Kommt Max abermals nicht und zeigt auch keine Reaktion, muß der Coach aufgrund seiner Erfahrung mit den Eltern überlegen, ob eher eine Defektion (a) oder ein Kooperationsangebot (b) oder eine Verwirrung (c) zielführend sein könnte. Beispiele

(a) Defektion (3) Die Eltern könnten May auf den „Impuls“ seiner Verweigerung gehen und täglich um einen Gesprächstermin bitten.

(b) Die Eltern könnten Max in sein Lieblingsrestaurant zum Essen einladen, um das dort mitzuteilen.

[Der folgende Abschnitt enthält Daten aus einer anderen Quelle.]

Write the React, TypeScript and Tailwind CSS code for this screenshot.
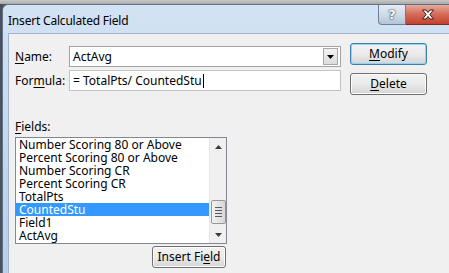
import React from "react";

const fields = [
  "Number Scoring 80 or Above",
  "Percent Scoring 80 or Above",
  "Number Scoring CR",
  "Percent Scoring CR",
  "TotalPts",
  "CountedStu",
  "Field1",
  "ActAvg",
];

const ui = "font-['Noto_Sans','Open_Sans',sans-serif] text-[12px] text-black";

function Btn({ children, primary }: { children: React.ReactNode; primary?: boolean }) {
  return (
    <div
      className={`h-full flex items-center justify-center rounded-[3px] border ${
        primary ? "border-[#3c7fb1] shadow-[inset_0_0_0_1px_#8fd3f8]" : "border-[#707070] shadow-[inset_0_0_0_1px_#fcfcfc]"
      } bg-linear-to-b from-[#f2f2f2] via-[#ebebeb] to-[#d4d4d4] ${ui}`}
    >
      {children}
    </div>
  );
}

export default function App() {
  return (
    <div className="w-[449px] h-[273px] overflow-hidden bg-[#4b525d] pl-[2px] flex flex-col">
      <div className="h-[4px] shrink-0 -ml-[2px] bg-linear-to-b from-[#c8c8c8] to-[#a9a9a9]" />
      <div className="flex-1 flex flex-col rounded-tl-[6px] border-l border-t border-[#5e7189] bg-linear-to-b from-[#d3e3f4] via-[#c4d8ee] to-[#b9cfe8]">
        {/* title bar */}
        <div className="h-[28px] shrink-0 flex items-start">
          <div className={`pl-[5px] pt-[7px] ${ui} text-[12.5px] tracking-[-0.2px]`}>Insert Calculated Field</div>
          <div className="ml-auto flex">
            <div className="w-[28px] h-[20px] rounded-bl-[4px] border border-t-0 border-[#6e7f95] bg-linear-to-b from-[#e4edf6] via-[#cfdbe8] to-[#b3c5d8] flex items-center justify-center font-['DejaVu_Sans',sans-serif] font-bold text-[13px] text-white [text-shadow:0_0_2px_#1c2d45,0_0_1px_#1c2d45]">
              ?
            </div>
            <div className="w-[43px] h-[20px] border-b border-[#7a2a20] bg-linear-to-b from-[#e9a99c] via-[#d36a58] to-[#c2402c] flex items-center justify-center">
              <svg width="14" height="11" viewBox="0 0 14 11">
                <path d="M1.5 1 L5 1 L7 3.5 L9 1 L12.5 1 L8.8 5.5 L12.5 10 L9 10 L7 7.5 L5 10 L1.5 10 L5.2 5.5 Z" fill="#fff" stroke="#3b1a16" strokeWidth="1" strokeLinejoin="round" />
              </svg>
            </div>
          </div>
        </div>
        {/* body */}
        <div className="flex-1 ml-[5px] bg-[#f0f0f0] border-l border-t border-[#9fb3ca] pl-[6px] flex flex-col">
          <div className="flex items-start">
            <div className="flex flex-col gap-[3px] pt-[12px]">
              <div className="flex items-center">
                <div className={`w-[54px] ${ui}`}>
                  <span className="underline underline-offset-2">N</span>ame:
                </div>
                <div className="w-[272px] h-[21px] border border-[#a3a3a3] bg-white flex items-center pl-[3px] pr-[2px]">
                  <span className={ui}>ActAvg</span>
                  <div className="ml-auto w-[15px] h-[17px] border border-[#a8a8a8] bg-linear-to-b from-[#f3f3f3] to-[#dcdcdc] flex items-center justify-center">
                    <svg width="7" height="4" viewBox="0 0 7 4">
                      <path d="M0 0 L7 0 L3.5 4 Z" fill="#000" />
                    </svg>
                  </div>
                </div>
              </div>
              <div className="flex items-center">
                <div className={`w-[54px] ${ui}`}>
                  For<span className="underline underline-offset-2">m</span>ula:
                </div>
                <div className="w-[272px] h-[21px] border border-[#c4c4c4] bg-white flex items-center pl-[3px]">
                  <span className={ui}>= TotalPts/ CountedStu</span>
                  <span className="w-px h-[14px] bg-black ml-[1px]" />
                </div>
              </div>
            </div>
            <div className="flex flex-col gap-[8px] pt-[9px] ml-[9px]">
              <div className="w-[77px] h-[22px]">
                <Btn primary>
                  <span className="leading-[20px]">
                    <span className="underline underline-offset-2">M</span>odify
                  </span>
                </Btn>
              </div>
              <div className="w-[77px] h-[22px]">
                <Btn>
                  <span className="leading-[20px]">
                    <span className="underline underline-offset-2">D</span>elete
                  </span>
                </Btn>
              </div>
            </div>
          </div>

          <div className={`mt-[24px] h-[15px] leading-[15px] ${ui}`}>
            <span className="underline underline-offset-2">F</span>ields:
          </div>
          <div className="mt-[3px] w-[212px] h-[107px] border border-[#828790] bg-white flex">
            <div className="w-[193px] flex flex-col">
              {fields.map((f) => (
                <div
                  key={f}
                  className={`h-[13px] leading-[13px] pl-[3px] whitespace-nowrap ${ui} ${
                    f === "CountedStu" ? "bg-[#3399ff] text-white" : ""
                  }`}
                >
                  {f}
                </div>
              ))}
            </div>
            <div className="w-[17px] bg-[#f0f0f0] border-l border-[#e6e6e6] flex flex-col items-center">
              <div className="h-[17px] flex items-center justify-center">
                <svg width="7" height="4" viewBox="0 0 7 4">
                  <path d="M0 4 L7 4 L3.5 0 Z" fill="#3d3d3d" />
                </svg>
              </div>
              <div className="h-[45px]" />
              <div className="w-[15px] h-[24px] rounded-[2px] border border-[#979797] bg-linear-to-r from-[#f2f2f2] to-[#d6d6d6] flex flex-col items-center justify-center gap-[2px]">
                <div className="w-[7px] h-px bg-[#5a5a5a]" />
                <div className="w-[7px] h-px bg-[#5a5a5a]" />
                <div className="w-[7px] h-px bg-[#5a5a5a]" />
                <div className="w-[7px] h-px bg-[#5a5a5a]" />
              </div>
              <div className="flex-1" />
              <div className="h-[17px] flex items-center justify-center">
                <svg width="7" height="4" viewBox="0 0 7 4">
                  <path d="M0 0 L7 0 L3.5 4 Z" fill="#3d3d3d" />
                </svg>
              </div>
            </div>
          </div>
          <div className="w-[212px] flex justify-end pr-[1px] mt-[2px]">
            <div className="w-[74px] h-[22px]">
              <Btn>
                <span className="leading-[20px]">
                  Insert Fi<span className="underline underline-offset-2">e</span>ld
                </span>
              </Btn>
            </div>
          </div>
        </div>
      </div>
    </div>
  );
}
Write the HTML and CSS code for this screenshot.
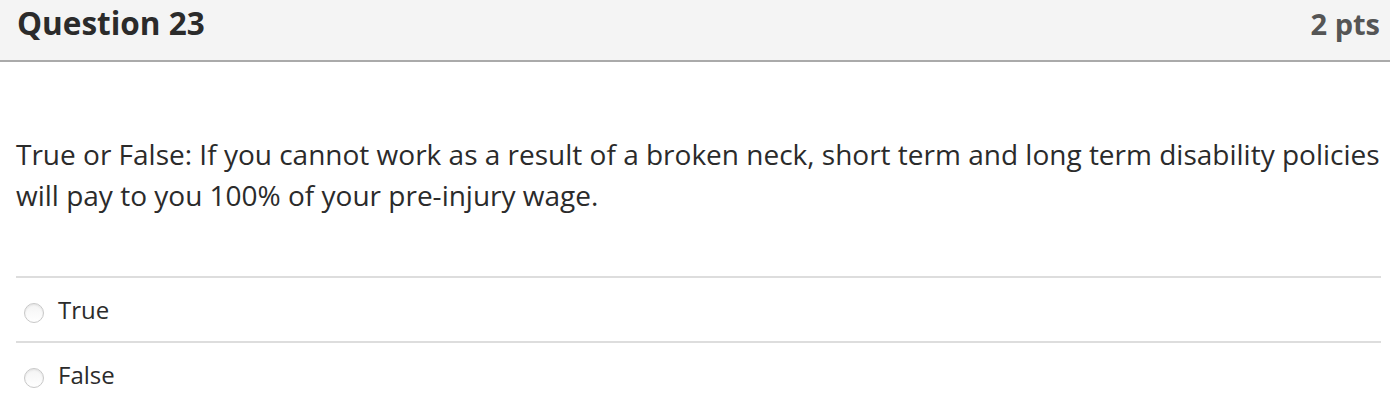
FILE: index.html
```html
<!DOCTYPE html>
<html>
<head>
<meta charset="utf-8">
<link rel="stylesheet" href="styles.css">
</head>
<body>
<div class="question">
  <div class="header">
    <span class="title">Question 23</span>
    <span class="pts">2 pts</span>
  </div>
  <div class="content">
    <p class="text">True or False: If you cannot work as a result of a broken neck, short term and long term disability policies will pay to you 100% of your pre-injury wage.</p>
    <div class="answers">
      <div class="answer"><span class="radio"></span><span class="label">True</span></div>
      <div class="answer"><span class="radio"></span><span class="label">False</span></div>
    </div>
  </div>
</div>
</body>
</html>
```
FILE: styles.css
```css
html, body {
  margin: 0;
  padding: 0;
  background: #fff;
}
body {
  font-family: "Open Sans", "Noto Sans", sans-serif;
  color: #2d3b45;
  width: 1390px;
  height: 402px;
  overflow: hidden;
}
.header {
  background: #f4f4f4;
  height: 59px;
  border-bottom: 2px solid #aaaaaa;
  display: flex;
  align-items: baseline;
  justify-content: space-between;
  padding: 1px 10px 0 17px;
  box-sizing: content-box;
}
.title {
  font-weight: 700;
  font-size: 31.5px;
  color: #2b2b2b;
}
.pts {
  font-weight: 700;
  font-size: 29px;
  color: #555;
}
.content {
  padding: 0 9px 0 16px;
}
.text {
  margin: 72px 0 0 0;
  font-size: 28px;
  line-height: 41px;
  color: #2b2b2b;
}
.answers {
  margin-top: 60px;
}
.answer {
  border-top: 2px solid #dddddd;
  height: 65px;
  display: flex;
  align-items: center;
  padding-left: 8px;
  padding-bottom: 1px;
  box-sizing: border-box;
}
.radio {
  width: 20px;
  height: 20px;
  box-sizing: border-box;
  border-radius: 50%;
  border: 1px solid #c8c8c8;
  background: linear-gradient(#f4f4f4, #ffffff);
  box-shadow: inset 0 1px 2px rgba(0,0,0,0.08);
  margin-right: 14px;
  margin-top: 8px;
}
.label {
  font-size: 24px;
  color: #2b2b2b;
}
```
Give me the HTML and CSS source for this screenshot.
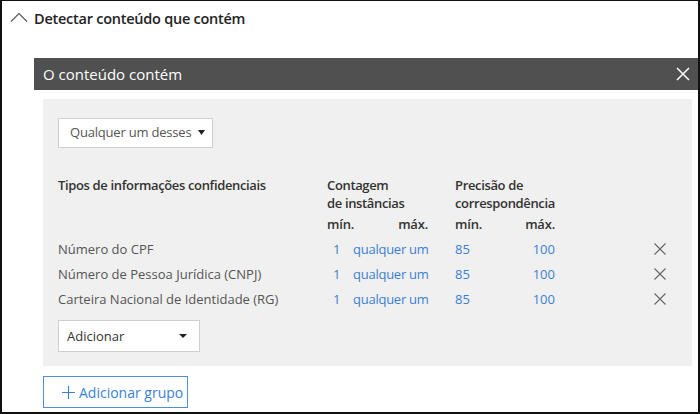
FILE: index.html
```html
<!DOCTYPE html>
<html lang="pt">
<head>
<meta charset="utf-8">
<link rel="stylesheet" href="styles.css">
</head>
<body>
<div class="frame">
  <div class="section-title">
    <svg class="chevron" width="18" height="10" viewBox="0 0 18 10"><polyline points="1,9.5 9,1.5 17,9.5" fill="none" stroke="#555" stroke-width="1.1"/></svg>
    <span>Detectar conteúdo que contém</span>
  </div>
  <div class="content">
    <div class="dialog-header">
      <span>O conteúdo contém</span>
      <svg class="close" width="14" height="14" viewBox="0 0 14 14"><path d="M1 1L13 13M13 1L1 13" stroke="#fff" stroke-width="1.5"/></svg>
    </div>
    <div class="panel">
      <div class="select select-any">
        <span>Qualquer um desses</span>
        <svg width="7" height="5" viewBox="0 0 7 5"><path d="M0 0H7L3.5 5Z" fill="#222"/></svg>
      </div>
      <div class="grid">
        <div class="th name">Tipos de informações confidenciais</div>
        <div class="th span2 c2">Contagem<br>de instâncias</div>
        <div class="th span2 c5">Precisão de<br>correspondência</div>

        <div class="sub c2">mín.</div>
        <div class="sub c3 right">máx.</div>
        <div class="sub c5">mín.</div>
        <div class="sub c6 right">máx.</div>

        <div class="cell name-cell">Número do CPF</div>
        <div class="cell link c2 one">1</div>
        <div class="cell link c3">qualquer um</div>
        <div class="cell link c5">85</div>
        <div class="cell link c6 right">100</div>
        <div class="cell c8"><svg width="12" height="12" viewBox="0 0 12 12"><path d="M0.5 0.5L11.5 11.5M11.5 0.5L0.5 11.5" stroke="#666" stroke-width="1.1"/></svg></div>

        <div class="cell name-cell">Número de Pessoa Jurídica (CNPJ)</div>
        <div class="cell link c2 one">1</div>
        <div class="cell link c3">qualquer um</div>
        <div class="cell link c5">85</div>
        <div class="cell link c6 right">100</div>
        <div class="cell c8"><svg width="12" height="12" viewBox="0 0 12 12"><path d="M0.5 0.5L11.5 11.5M11.5 0.5L0.5 11.5" stroke="#666" stroke-width="1.1"/></svg></div>

        <div class="cell name-cell">Carteira Nacional de Identidade (RG)</div>
        <div class="cell link c2 one">1</div>
        <div class="cell link c3">qualquer um</div>
        <div class="cell link c5">85</div>
        <div class="cell link c6 right">100</div>
        <div class="cell c8"><svg width="12" height="12" viewBox="0 0 12 12"><path d="M0.5 0.5L11.5 11.5M11.5 0.5L0.5 11.5" stroke="#666" stroke-width="1.1"/></svg></div>
      </div>
      <div class="select select-add">
        <span>Adicionar</span>
        <svg width="8" height="4" viewBox="0 0 8 4"><path d="M0 0H8L4 4Z" fill="#222"/></svg>
      </div>
    </div>
    <button class="add-group">
      <svg width="13" height="13" viewBox="0 0 13 13"><path d="M6.5 0V13M0 6.5H13" stroke="#3a7fd5" stroke-width="1.1"/></svg>
      <span>Adicionar grupo</span>
    </button>
  </div>
</div>
</body>
</html>
```
FILE: styles.css
```css
* { box-sizing: border-box; }
html, body { margin: 0; padding: 0; background: #fff; }
body { font-family: "Open Sans", "Noto Sans", sans-serif; color: #333; }

.frame {
  width: 700px;
  height: 414px;
  border: 2px solid #111;
  border-top-width: 1px;
  overflow: hidden;
}

.section-title {
  display: flex;
  align-items: center;
  height: 34px;
  padding-left: 8px;
  gap: 6px;
  font-size: 14.5px;
  letter-spacing: -0.25px;
  font-weight: 600;
  color: #222;
}
.chevron { margin-top: -3px; }

.content { padding-left: 32px; padding-top: 23px; }

.dialog-header {
  height: 32px;
  background: #505050;
  color: #fff;
  display: flex;
  align-items: center;
  justify-content: space-between;
  padding-left: 9px;
  padding-right: 8px;
  font-size: 15px;
}

.panel {
  background: #f0f0f0;
  margin-top: 9px;
  margin-left: 9px;
  margin-right: 6px;
  padding: 19px 26px 14px 15px;
}

.select {
  background: #fff;
  border: 1px solid #cfcfcf;
  display: flex;
  align-items: center;
  justify-content: space-between;
  font-size: 13px;
  color: #333;
}
.select-any { width: 155px; height: 30px; padding: 0 7px 2px 11px; color: #555; letter-spacing: -0.2px; }
.select-add { width: 142px; height: 32px; padding: 0 12px 0 8px; margin-top: 9px; }

.grid {
  display: grid;
  grid-template-columns: 269px 26px 75px 27px 40px 60px 1fr 12px;
  grid-template-rows: 36px 24px 25px 25px 25px;
  margin-top: 28px;
  font-size: 13px;
}
.th { font-weight: 600; line-height: 18px; color: #333; letter-spacing: -0.35px; white-space: nowrap; }
.th.name { grid-column: 1; }
.span2.c2 { grid-column: 2 / span 2; }
.span2.c5 { grid-column: 5 / span 2; }
.sub { font-weight: 600; line-height: 18px; padding-top: 3px; color: #333; letter-spacing: -0.2px; }
.c2 { grid-column: 2; }
.c3 { grid-column: 3; }
.c5 { grid-column: 5; }
.c6 { grid-column: 6; }
.c8 { grid-column: 8; }
.right { text-align: right; }
.name-cell { grid-column: 1; color: #555; }
.cell { display: flex; align-items: center; height: 25px; white-space: nowrap; }
.cell.right { justify-content: flex-end; }
.c3.link { letter-spacing: -0.25px; }
.link { color: #3a7fd5; }
.one { padding-left: 6px; }

.add-group {
  margin-top: 10px;
  margin-left: 9px;
  width: 145px;
  height: 32px;
  background: #fff;
  border: 1px solid #4a8fe0;
  display: flex;
  align-items: center;
  gap: 4px;
  padding: 0 0 0 18px;
  font-family: inherit;
  font-size: 14px;
  color: #3a7fd5;
}
```
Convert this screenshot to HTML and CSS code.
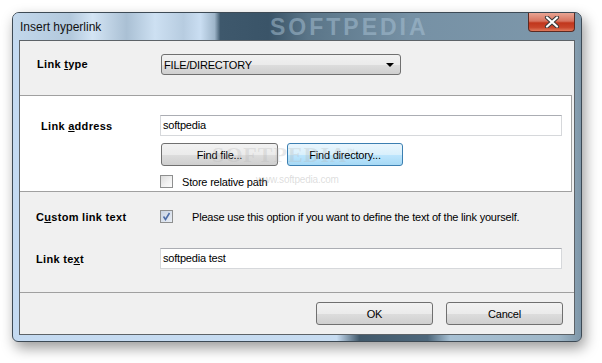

(c) Verwirrung: Die Eltern räumen den Kühlschrank leer und besorgen nur für sich selbst täglich das Nötigste zum Essen. Würde dann Max ankommen, um zu monieren, daß nicht zum Essen da sei, müßte der Elternteil sagen, „Max. Heute Abend 19 Uhr ein kurzes Gespräch.“ Kein Wort, kein weiterer Satz. Auf keinen Fall argumentieren, diskutieren, sich in ein Gespräch reinziehen lassen, dann wäre die Wirkung hin. Sondern einfach rumdrehen und gehen. Die Kühlschrankstrategie weitermachen, falls Max immer nicht bereit ist, zu kommen.


(1) Entsprechend dem Vorgehen der Verhandlungs- und Deeskalationsstrategie Tit for Tat:

(2) zum Thema horizontale und vertikale Kommunikation ein unterhaltsames Fachbuch von Peter Modler. Mit Ignoraten sprechen. Wer nur argumentiert verliert. Frankfurt a.M. 2019

(3) ein Defektor reagiert unfreundlich, unkooperativ.